Although useful, a compound index is often more efficient.
db.users.createIndex({
city: 1,
age: 1
})
Query Plan Cache
MongoDB stores successful query plans in a plan cache.
Benefits include:
-
Faster planning
-
Reduced optimization overhead
-
Consistent query performance
When query patterns change significantly, MongoDB can re-evaluate and select a better execution plan.
Common Causes of Slow Queries
Missing Indexes
Without indexes, MongoDB performs collection scans.
Inefficient Query Patterns
Example:
db.users.find({
name: /john/i
})
Regular expressions may prevent efficient index usage.
Excessive Sorting
Sorting large datasets without indexes increases memory and CPU usage.
Large Documents
Retrieving unnecessary fields increases disk reads and network transfer.
Poor Schema Design
Improper document structures can result in inefficient queries and excessive data processing.

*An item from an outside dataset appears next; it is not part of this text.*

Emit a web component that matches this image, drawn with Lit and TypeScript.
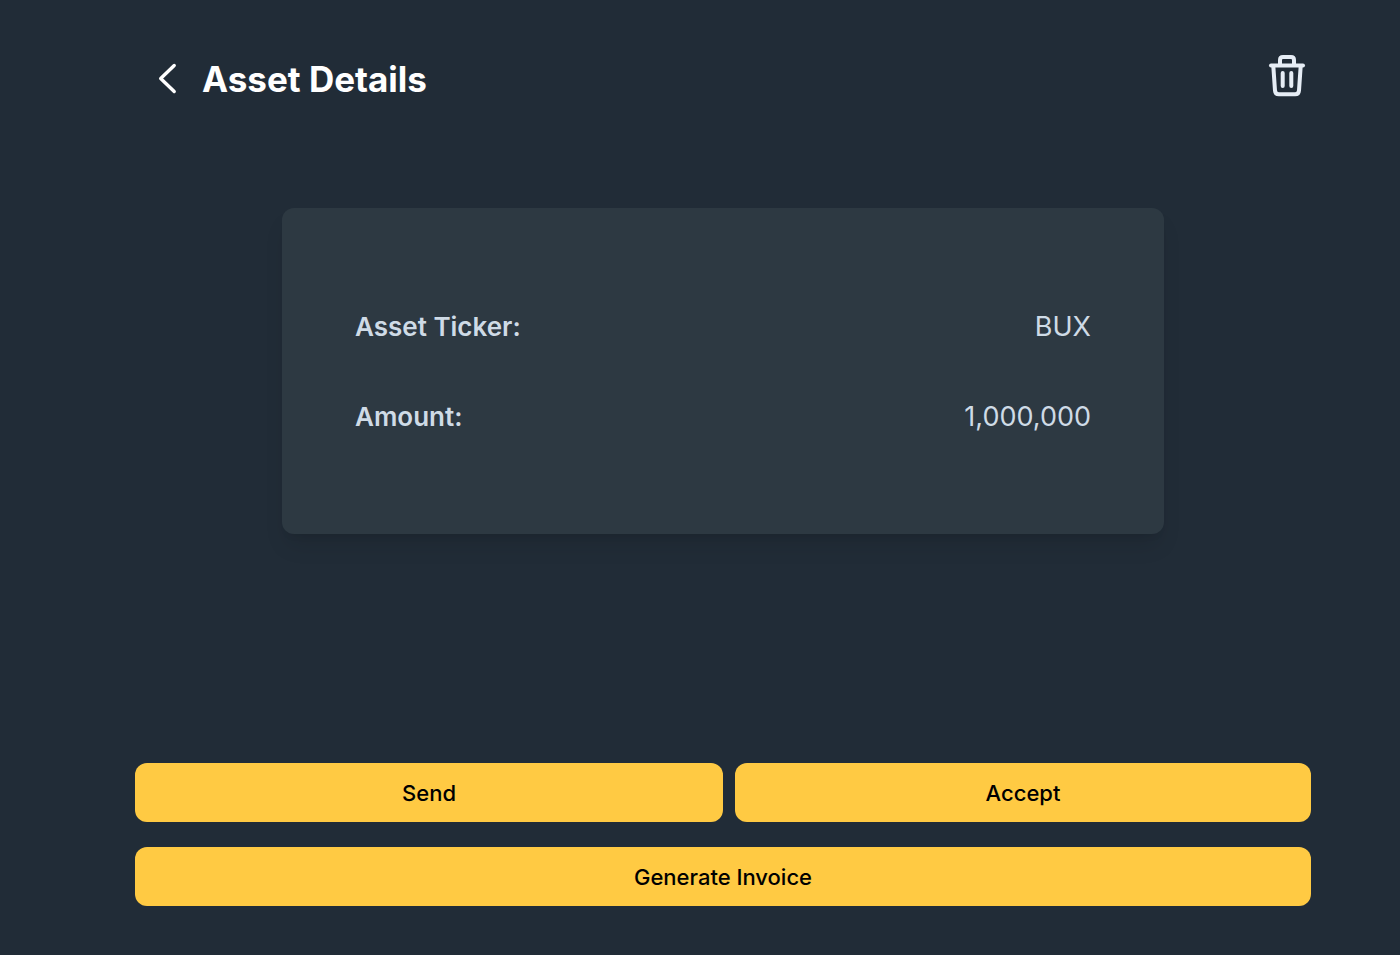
import { LitElement, css, html } from "lit";
import { customElement, property } from "lit/decorators.js";

interface AssetField {
  label: string;
  value: string;
}

@customElement("app-root")
export class AppRoot extends LitElement {
  @property({ attribute: false })
  fields: AssetField[] = [
    { label: "Asset Ticker:", value: "BUX" },
    { label: "Amount:", value: "1,000,000" },
  ];

  static styles = css`
    :host {
      display: block;
      background: #212c37;
      color: #cfdbe6;
      font-family: Inter, "Liberation Sans", sans-serif;
    }

    .page {
      box-sizing: border-box;
      min-height: 100vh;
      padding: 52px 89px 49px 135px;
      display: flex;
      flex-direction: column;
    }

    .header {
      display: flex;
      align-items: center;
      padding: 0 3px 0 15px;
      height: 52px;
    }

    .icon-button {
      display: flex;
      padding: 0;
      border: 0;
      background: none;
      cursor: pointer;
    }

    .icon {
      display: block;
      fill: none;
      stroke-linecap: round;
      stroke-linejoin: round;
    }

    .back {
      stroke: #ffffff;
      stroke-width: 3.4;
    }

    .trash {
      stroke: #e6edf5;
      stroke-width: 4;
    }

    .title {
      flex: 1;
      margin: 0;
      padding: 2px 0 0 16px;
      color: #ffffff;
      font-size: 35px;
      line-height: 44px;
      font-weight: 700;
    }

    .card {
      box-sizing: border-box;
      width: 75%;
      margin: 104px auto 48px;
      padding: 99px 73px 97px;
      display: flex;
      flex-direction: column;
      gap: 50px;
      border-radius: 12px;
      background: #2d3942;
      box-shadow: 0 15px 22px -4px rgba(0, 0, 0, 0.1),
        0 6px 9px -6px rgba(0, 0, 0, 0.1);
    }

    .row {
      display: flex;
      justify-content: space-between;
      font-size: 27px;
      line-height: 40px;
    }

    .label {
      font-size: 26px;
      font-weight: 600;
    }

    .value {
      margin: 0;
    }

    .actions {
      margin-top: auto;
      display: grid;
      grid-template-columns: 1fr 1fr;
      row-gap: 25px;
    }

    .action {
      padding: 16px 15px 14px;
      border: 0;
      border-radius: 12px;
      background: #ffca43;
      color: #000000;
      font-family: inherit;
      font-size: 22px;
      line-height: 29px;
      font-weight: 500;
      cursor: pointer;
    }

    .spaced {
      margin-left: 12px;
    }

    .wide {
      grid-column: 1 / -1;
    }
  `;

  render() {
    return html`
      <main class="page">
        <header class="header">
          <button class="icon-button" type="button" aria-label="Back">
            <svg class="icon back" width="36" height="52" viewBox="0 0 36 52">
              <path d="M24.200 13.500 10.700 26.500 24.200 39.500" />
            </svg>
          </button>
          <h1 class="title">Asset Details</h1>
          <button class="icon-button" type="button" aria-label="Delete asset">
            <svg class="icon trash" width="41" height="52" viewBox="0 0 41 52">
              <path d="M4 13.500H36" />
              <path d="M13 13V8q0-3 3-3h8q3 0 3 3v5" />
              <path d="M6.300 14 8 38.500q.3 3.700 3.800 3.700h16.400q3.500 0 3.800-3.700L33.700 14" />
              <path d="M15.700 21V34M24.300 21V34" />
            </svg>
          </button>
        </header>

        <dl class="card">
          ${this.fields.map(
            (field) => html`
              <div class="row">
                <dt class="label">${field.label}</dt>
                <dd class="value">${field.value}</dd>
              </div>
            `
          )}
        </dl>

        <div class="actions">
          <button class="action" type="button">Send</button>
          <button class="action spaced" type="button">Accept</button>
          <button class="action wide" type="button">Generate Invoice</button>
        </div>
      </main>
    `;
  }
}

Best Practices for Query Optimization
-
Create indexes for frequently searched fields.
-
Use compound indexes for multi-field queries.
-
Analyze queries regularly with
explain(). -
Avoid collection scans on large datasets.
-
Return only required fields.
-
Use covered queries whenever possible.
-
Optimize sorting operations using indexes.
-
Monitor execution statistics and query performance.
-
Implement efficient pagination techniques.
-
Review and update indexes as application requirements evolve.
Conclusion
MongoDB Query Optimization is a critical aspect of database performance management. The Query Planner automatically evaluates available execution strategies and chooses the most efficient plan for each query. By understanding execution plans, leveraging indexes effectively, analyzing queries with explain(), and following optimization best practices, developers can significantly improve application responsiveness, reduce resource consumption, and ensure that MongoDB databases continue to perform efficiently even as data volumes grow.